The oil field engine hobby encompasses not only oil field
engines, but also the tools and equipment of an entire industry.
This is why we see people collecting not only engines, but also the
geared powers which they drove, the pump-jacks and fittings, and
the rod-lines and tools related to the oil industry in the early
1900s. I have noticed, to my delight, that this aspect of the hobby
has gained in popularity in the last few years, with more and more
exhibitors showing this type of equipment.

Displays of this type pose a challenge when it comes to
transporting, as an oil field engine complete with a clutch makes
for a wide load. I know of a 15 HP Reid a gentleman mounted on a
trailer with the clutch attached, but I’d think an engine any
larger would be too wide to haul down the highway. And the
eccentric geared powers are often nearly as heavy as an engine.
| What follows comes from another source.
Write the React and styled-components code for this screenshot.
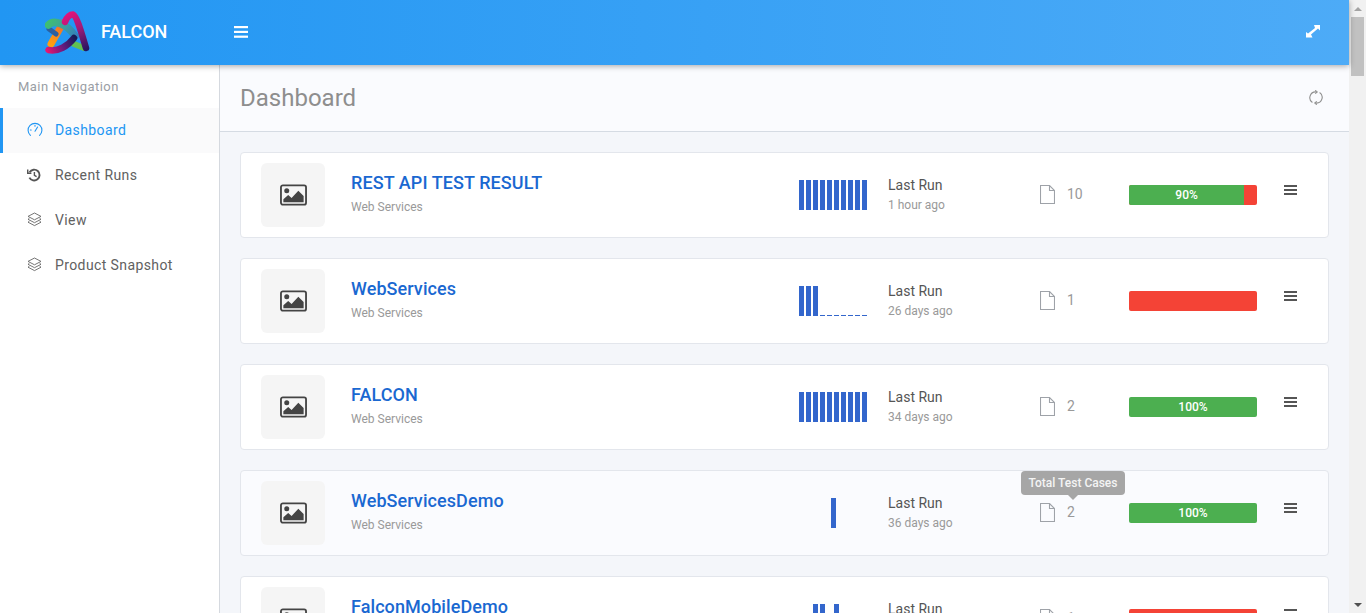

At the Portland show this year Dave Hayden exhibited his 10 HP
S.M. Jones. Built in Toledo, Ohio, Dave’s engine has the
distinctive Jones dual exhaust system, one half being valve
actuated and the other ported. He had his engine powering a Reid
geared-eccentric pumping power with a cutoff clutch on the engine.
Dave’s engine also has a wet ‘gas-o-meter,’ as was used
in the old days to regulate the flow of natural gas fuel to the
engine (seen in the lower right of the photo as a round tank).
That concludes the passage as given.